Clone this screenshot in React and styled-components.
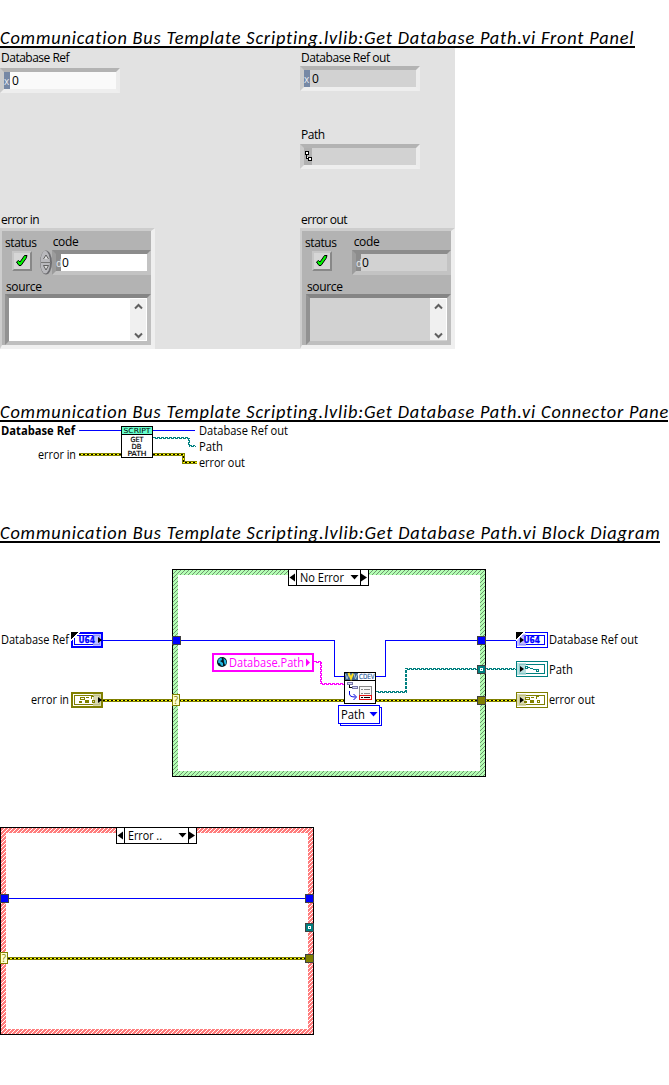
import React from 'react';
import styled, { createGlobalStyle } from 'styled-components';

const C = {
  blue: '#0000ff', teal: '#008080', olive: '#808000', pink: '#ff00ff',
};
const UI = `'Open Sans', 'Noto Sans', sans-serif`;

const Global = createGlobalStyle`
  html, body { margin: 0; padding: 0; background: #fff; }
  * { box-sizing: border-box; }
`;
const Page = styled.main`
  display: flex; flex-direction: column; align-items: flex-start;
  width: 669px; height: 1085px; padding-top: 24px; overflow: hidden;
  font-family: ${UI}; font-size: 12px; color: #000;
`;
const Heading = styled.h2`
  margin: ${p => p.$gap || 0}px 0 0; width: ${p => p.$w}px; height: 24px;
  border-bottom: 2px solid #000; white-space: nowrap;
  font: italic 400 18.3px/29px Carlito, Lato, sans-serif;
  letter-spacing: ${p => p.$ls}px;
  position: relative; clip-path: inset(0 -4px 0 0);
`;
const Panel = styled.section`
  display: grid; grid-template-columns: 300px 155px;
  width: 455px; height: 301px; background: #e2e2e2;
`;
const Column = styled.div`display: flex; flex-direction: column; align-items: flex-start;`;
const Label = styled.div`
  height: 16px; line-height: ${p => p.$lh || 17}px; white-space: nowrap;
  margin: ${p => p.$m || '0'}; letter-spacing: ${p => p.$ls ?? -0.5}px;
`;
const Field = styled.div`
  display: flex; align-items: stretch; flex: none;
  width: ${p => p.$w || 120}px; height: ${p => p.$h || 25}px; margin: ${p => p.$m || '0'};
  border-style: solid; border-width: 4px;
  border-color: ${p => p.$dark ? '#8c8c8c #c3c3c3 #c3c3c3 #9c9c9c' : '#b3b3b3 #ececec #eeeeee #cbcbcb'};
  background: ${p => p.$bg};
`;
const Radix = styled.span`
  flex: none; width: ${p => p.$w || 6}px; background: ${p => p.$bg}; color: #e8ecf2;
  font-size: 10px; line-height: 18px; overflow: visible;
`;
const Value = styled.span`padding-left: ${p => p.$pl ?? 2}px; line-height: 18px; letter-spacing: -0.5px;`;
const Cluster = styled.div`
  width: 155px; height: 121px; padding: 0 0 0 3px; background: #b3b3b3;
  border-style: solid; border-width: 3px 4px 4px 2px;
  border-color: #cdcdcd #efefef #f0f0f0 #cdcdcd;
`;
const Row = styled.div`display: flex; align-items: flex-start; height: ${p => p.$h}px; width: 146px;`;
const Check = styled.div`
  flex: none; width: 20px; height: 20px; margin: 1px ${p => p.$gap}px 0 7px; background: #d6d6d6;
  border: 2px solid; border-color: #c6c6c6 #888 #888 #c6c6c6;
`;
const Source = styled.div`
  display: flex; justify-content: flex-end; width: ${p => p.$w}px; height: 51px;
  margin-left: ${p => p.$ml}px; background: ${p => p.$bg};
  border-style: solid; border-width: 4px; border-color: #858585 #bfbfbf #bfbfbf #929292;
`;
const Scroll = styled.div`
  width: 17px; height: 42px; background: #f0f0f0; border: solid #fff; border-width: 1px 1px 0 0;
  display: flex; flex-direction: column; justify-content: space-between; align-items: center; padding: 4px 0 1px;
`;
const Figure = styled.svg`
  display: block; flex: none; overflow: visible; font-family: ${UI}; font-size: 12px;
  margin-top: ${p => p.$gap || 0}px;
`;
const Crisp = styled.g`shape-rendering: crispEdges;`;
const Wire = styled.path`fill: none; stroke: ${p => p.$c}; stroke-width: ${p => p.$w || 1};
  stroke-dasharray: ${p => p.$dash || 'none'}; stroke-dashoffset: ${p => p.$off || 0};
  shape-rendering: crispEdges;`;
const Tiny = styled.text`font: ${p => p.$fw || 700} ${p => p.$fs || 7}px 'DejaVu Sans', sans-serif; fill: ${p => p.$c || '#000'};`;

const T = ({ x, y, w, children, ...r }) => (
  <text x={x} y={y} textLength={w} lengthAdjust="spacingAndGlyphs" {...r}>{children}</text>
);
const ErrorWire = ({ d }) => (<>
  <Wire d={d} $c={C.olive} $w={3} />
  <Wire d={d} $c="#ffff00" />
  <Wire d={d} $c="#000" $dash="2 2" />
</>);
const WavyWire = ({ d, c }) => (<>
  <Wire d={d} $c={c} $dash="3 1" />
  <g transform="translate(1 1)"><Wire d={d} $c={c} $dash="3 1" $off={3} /></g>
</>);

const CheckMark = () => (
  <svg width="16" height="16" viewBox="0 0 16 16" style={{ display: 'block' }}>
    <path d="M2.500 9l2-1.500L6 9 10.500 2.500h2.500L12 5.500 7 12.500H5z" fill="#00f800" stroke="#000" strokeWidth="1" />
  </svg>
);
const Spinner = () => (
  <svg width="12" height="25" viewBox="0 0 12 25" style={{ flex: 'none' }}>
    <ellipse cx="6" cy="12.500" rx="6" ry="12" fill="#6c6c70" />
    <ellipse cx="5.200" cy="12.200" rx="4.800" ry="11.400" fill="#b9b9bd" />
    <path d="M1 12.500h10" stroke="#777" />
    <path d="M3.500 9L6 5l2.500 4M3.500 15.500h5L6 20z" fill="#ddd" stroke="#555" strokeWidth=".9" />
  </svg>
);
const Chevron = ({ down }) => (
  <svg width="9" height="7" viewBox="0 0 9 7">
    <path d={down ? 'M1 1.500l3.500 3.500L8 1.500' : 'M1 5.500L4.500 2 8 5.500'} fill="none" stroke="#606060" strokeWidth="2" />
  </svg>
);

const ErrorCluster = ({ out }) => (
  <Cluster>
    <Row $h={19}>
      <Label $m="3px 0 0" $ls={-0.4}>status</Label>
      <Label $m={out ? '2px 0 0 17px' : '2px 0 0 16px'} $ls={-0.3}>code</Label>
    </Row>
    <Row $h={26}>
      <Check $gap={out ? 20 : 8}><CheckMark /></Check>
      {!out && <Spinner />}
      <Field $dark $w={99} $bg={out ? '#d2d2d2' : '#fff'}>
        <Radix $w={5} $bg="#8c8c8c">d</Radix><Value $pl={1}>0</Value>
      </Field>
    </Row>
    <Row $h={18}><Label $m={out ? '2px 0 0 2px' : '2px 0 0 1px'} $ls={-0.35}>source</Label></Row>
    <Source $w={out ? 145 : 146} $ml={out ? 1 : 0} $bg={out ? '#d2d2d2' : '#fff'}>
      <Scroll><Chevron /><Chevron down /></Scroll>
    </Source>
  </Cluster>
);

const Tunnel = ({ x, y, c, hollow }) => (
  <Crisp>
    <rect x={x} y={y} width="9" height="9" fill="#404040" />
    <rect x={x + 1} y={y + 1} width="7" height="7" fill={c} />
    {hollow && <><rect x={x + 3} y={y + 3} width="3" height="3" fill="#fff" /><rect x={x + 4} y={y + 4} width="1" height="1" fill={c} /></>}
  </Crisp>
);

const CaseFrame = ({ id, base, line, title, tw, children }) => (
  <>
    <defs>
      <linearGradient id={id} gradientUnits="userSpaceOnUse" x1="0" y1="0" x2="2" y2="2" spreadMethod="repeat">
        <stop offset="0" stopColor={base} />
        <stop offset=".375" stopColor={base} />
        <stop offset=".375" stopColor={line} />
        <stop offset=".625" stopColor={line} />
        <stop offset=".625" stopColor={base} />
        <stop offset="1" stopColor={base} />
      </linearGradient>
    </defs>
    <Crisp>
      <path d="M0 0H314V208H0z" fill="#000" />
      <path d="M1 1H313V207H1z" fill={`url(#${id})`} />
      <path d="M6 6H308V202H6z" fill="#fff" />
      <path d="M116.500 .5H196.500V16.500H116.500zM124.500 .5V16.500M188.500 .5V16.500" fill="#fff" stroke="#000" />
    </Crisp>
    <path d="M117.500 8.500l5.500-4v8zM189 4.500v8l6-4zM178.500 6h8l-4 4.500z" />
    <T x={128} y={13} w={tw}>{title}</T>
    {children}
  </>
);
const Selector = () => (
  <>
    <Crisp><rect x=".5" y="125.500" width="7" height="11" fill="#ffffd0" stroke={C.olive} /></Crisp>
    <text x="1.800" y="135" fontSize="10" fill={C.olive}>?</text>
  </>
);

const Glyph = ({ kind }) => {
  if (kind === 'u64') return <Tiny x="7.500" y="11" $fs={8.5} $c={C.blue} textLength="16.500" lengthAdjust="spacingAndGlyphs" stroke={C.blue} strokeWidth=".3">U64</Tiny>;
  if (kind === 'path') return <Crisp><path d="M9.500 5.500h2v2h-2zM20.500 8.500h2v2h-2z" fill="none" stroke={C.teal} /><path d="M12 6.500h2M14 7.500h3M17 8.500h3" fill="none" stroke={C.teal} /></Crisp>;
  return <Crisp><path d="M9 5h5v1h-5zM9 6h1v2h-1zM13 6h1v2h-1zM9 7h5v1h-5zM15 5h3v1h-3zM20 4h3v1h-2v2h-1zM8 9h3v2h-3zM14 8h4v3h-4zM21 8h3v1h-3zM21 10h3v1h-3zM21 9h1v1h-1zM23 9h1v1h-1z" fill={C.olive} /></Crisp>;
};
const Terminal = ({ x, y, c, tint, kind, input }) => (
  <g transform={`translate(${x} ${y})`}>
    <Crisp>
      <rect width="32" height="16" fill={c} />
      <rect x={input ? 2 : 1} y={input ? 2 : 1} width={input ? 28 : 30} height={input ? 12 : 14} fill="#fff" />
      <rect x="3.500" y="3.500" width="25" height="9" fill="#fff" stroke={c} />
      <rect x={input ? 22 : 1} y="2" width={input ? 8 : 9} height="12" fill={tint} fillOpacity=".8" />
    </Crisp>
    <Glyph kind={kind} />
    {kind === 'u64' && <Crisp><path d="M0 0H9L0 9z" fill="#fff" /><path d="M0 0H7.500L0 7.500z" fill="#000" /></Crisp>}
    <path d={input ? 'M27 5v6l4-3z' : 'M4 5v6l4-3z'} />
  </g>
);

const ConnectorPane = () => (
  <Figure width="669" height="50" viewBox="0 422 669 50">
    <T x={1} y={435} w={74} fontWeight="700">Database Ref</T>
    <T x={38} y={459} w={38}>error in</T>
    <T x={199} y={435} w={89}>Database Ref out</T>
    <T x={199} y={451} w={24}>Path</T>
    <T x={199} y={467} w={46}>error out</T>
    <Wire d="M79 430.500H195" $c={C.blue} />
    <ErrorWire d="M79 454.500H121" />
    <ErrorWire d="M153 454.500H183.500V462.500H197" />
    <WavyWire d="M153 437.500H188.500V445.500H195" c={C.teal} />
    <Crisp>
      <rect x="121.500" y="426.500" width="31" height="31" fill="#fff" stroke="#000" />
      <rect x="122" y="427" width="30" height="7" fill="#66ffcc" />
      <rect x="122" y="434" width="30" height="1" />
    </Crisp>
    <Tiny x="123.500" y="433" $fw={400} textLength="27" lengthAdjust="spacingAndGlyphs">SCRIPT</Tiny>
    <Tiny x="130.500" y="442" $fw={400} stroke="#000" strokeWidth=".2" textLength="13" lengthAdjust="spacingAndGlyphs">GET</Tiny>
    <Tiny x="131.500" y="449" $fw={400} stroke="#000" strokeWidth=".2" textLength="10" lengthAdjust="spacingAndGlyphs">DB</Tiny>
    <Tiny x="127.500" y="456" $fw={400} stroke="#000" strokeWidth=".2" textLength="19" lengthAdjust="spacingAndGlyphs">PATH</Tiny>
  </Figure>
);

const PropertyNode = () => (
  <>
    <Crisp>
      <rect x="344.500" y="672.500" width="31" height="31" fill="#fff" stroke="#000" />
      <rect x="345" y="673" width="13" height="7" fill="#3d6591" />
      <rect x="345" y="680" width="30" height="1" />
      <rect x="347.500" y="682.500" width="5" height="2" fill="#d8d8f8" stroke="#7777a8" />
      <rect x="352.500" y="686.500" width="5" height="2" fill="#d8d8f8" stroke="#7777a8" />
      <path d="M349.500 685v2.500H352" fill="none" stroke="#000" />
      <rect x="359.500" y="686.500" width="12" height="13" fill="#f8f8f8" stroke="#888" />
      <path d="M361 689.500h2M364 689.500h6M361 693.500h2M364 693.500h6" stroke="#888" />
      <path d="M361 697.500h2M364 697.500h6" stroke="#000" />
      <rect x="359.500" y="695.500" width="12" height="4" fill="none" stroke="#e01010" />
    </Crisp>
    <path d="M345.500 674l1.500 5 2-5M354 674l1.500 5 2-5" fill="none" stroke="#a9c3d8" />
    <path d="M348.500 673l2.500 5.500 2-5" fill="none" stroke="#ffe020" strokeWidth="2" />
    <Tiny x="359" y="679" $fw={400} $c="#3465a4" stroke="#3465a4" strokeWidth=".2" textLength="15.500" lengthAdjust="spacingAndGlyphs">CDEV</Tiny>
    <path d="M349.500 691v3q0 3 6 3M353.500 694l3 3-3 3" fill="none" stroke="#0000e0" />
    <Crisp>
      <path d="M340.500 707.500H381.500V725.500H340.500z" fill="#fff" stroke={C.blue} />
      <path d="M338.500 705.500H379.500V723.500H338.500z" fill="#fff" stroke={C.blue} />
    </Crisp>
    <T x={341} y={719} w={24}>Path</T>
    <path d="M369.500 712h8l-4 4.500z" fill={C.blue} />
  </>
);

const BlockDiagram = () => (
  <Figure width="669" height="208" viewBox="0 569 669 208" $gap={26}>
    <g transform="translate(172 569)">
      <CaseFrame id="hatchOk" base="#b4ffb4" line="#6f936f" title="No Error" tw={44} />
    </g>
    <Wire d="M103 640.500H334.500V676.500H344M376 676.500H385.500V640.500H516" $c={C.blue} />
    <WavyWire d="M376 691.500H405.500V668.500H515" c={C.teal} />
    <WavyWire d="M314 661.500H320.500V683.500H343" c={C.pink} />
    <ErrorWire d="M103 700.500H516" />
    <g transform="translate(172 569)"><Selector /></g>
    <Tunnel x={172} y={636} c={C.blue} />
    <Tunnel x={477} y={636} c={C.blue} />
    <Tunnel x={477} y={665} c={C.teal} hollow />
    <Tunnel x={477} y={696} c={C.olive} />
    <Terminal x={71} y={632} c={C.blue} tint="#b0b0ff" kind="u64" input />
    <Terminal x={71} y={692} c={C.olive} tint="#d0d0a0" kind="cluster" input />
    <Terminal x={516} y={632} c={C.blue} tint="#b0b0ff" kind="u64" />
    <Terminal x={516} y={661} c={C.teal} tint="#a8d8d8" kind="path" />
    <Terminal x={516} y={692} c={C.olive} tint="#d0d0a0" kind="cluster" />
    <T x={1} y={644} w={68}>Database Ref</T>
    <T x={31} y={704} w={38}>error in</T>
    <T x={549} y={644} w={89}>Database Ref out</T>
    <T x={549} y={674} w={24}>Path</T>
    <T x={549} y={704} w={46}>error out</T>
    <Crisp><rect x="213" y="654" width="100" height="17" fill="#fff" stroke={C.pink} strokeWidth="2" /></Crisp>
    <circle cx="222" cy="662" r="5" fill="#001820" />
    <path d="M218.500 659l3-1.500.5 2.500-2 1 3 2v3l-2-.5-1-2-2-1zM223.500 658l2.500 2.500.5 3-1.500 1.500-1-3z" fill="#20b8e0" />
    <T x={229} y={667} w={75} fill={C.pink}>Database.Path</T>
    <path d="M306 658.500v8l4-4z" fill={C.pink} />
    <PropertyNode />
  </Figure>
);

const ErrorCase = () => (
  <Figure width="314" height="208" viewBox="0 0 314 208" $gap={50}>
    <CaseFrame id="hatchErr" base="#ff7c7c" line="#ffffff" title="Error .." tw={34}>
      <Wire d="M9 71.500H306" $c={C.blue} />
      <ErrorWire d="M8 131.500H306" />
      <Selector />
      <Tunnel x={0} y={67} c={C.blue} />
      <Tunnel x={305} y={67} c={C.blue} />
      <Tunnel x={305} y={96} c={C.teal} hollow />
      <Tunnel x={305} y={127} c={C.olive} />
    </CaseFrame>
  </Figure>
);

const LIB = 'Communication Bus Template Scripting.lvlib:Get Database Path.vi ';

export default function App() {
  return (
    <Page>
      <Global />
      <Heading $w={635} $ls={0.83}>{LIB}Front Panel</Heading>
      <Panel>
        <Column>
          <Label $m="2px 0 2px 1px" $lh={16}>Database Ref</Label>
          <Field $bg="#fafafa"><Radix $bg="#7688a5">x</Radix><Value>0</Value></Field>
          <Label $m="118px 0 1px 1px">error in</Label>
          <ErrorCluster />
        </Column>
        <Column>
          <Label $m="2px 0 0 1px" $lh={16} $ls={-0.45}>Database Ref out</Label>
          <Field $bg="#d2d2d2"><Radix $bg="#7688a5">x</Radix><Value>0</Value></Field>
          <Label $m="35px 0 2px 1px">Path</Label>
          <Field $bg="#d2d2d2">
            <Radix $w={8} $bg="#b0b0b0">
              <svg width="8" height="17" viewBox="0 0 8 17" shapeRendering="crispEdges" style={{ display: 'block' }}>
                <path d="M1.500 3.500h3v3h-3zM4.500 9.500h3v3h-3zM2.500 7v3.500H4" fill="#fff" stroke="#000" />
              </svg>
            </Radix>
          </Field>
          <Label $m="42px 0 1px 1px">error out</Label>
          <ErrorCluster out />
        </Column>
      </Panel>
      <Heading $w={668} $gap={49} $ls={0.83}>{LIB}Connector Pane</Heading>
      <ConnectorPane />
      <Heading $w={660} $gap={47} $ls={0.84}>{LIB}Block Diagram</Heading>
      <BlockDiagram />
      <ErrorCase />
    </Page>
  );
}
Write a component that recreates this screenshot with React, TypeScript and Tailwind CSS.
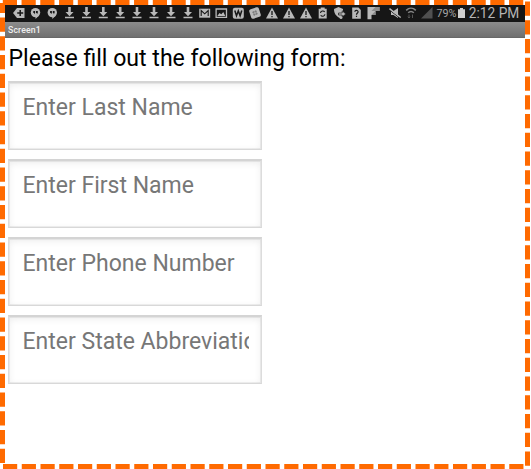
+++
GIVEN PROBLEM: Copy, from the material above, each line in which the string "React" occurs.

RESULT FOR THIS TASK:
Clone this screenshot in React and styled-components.
import React from 'react';
Write a component that recreates this screenshot with React, TypeScript and Tailwind CSS.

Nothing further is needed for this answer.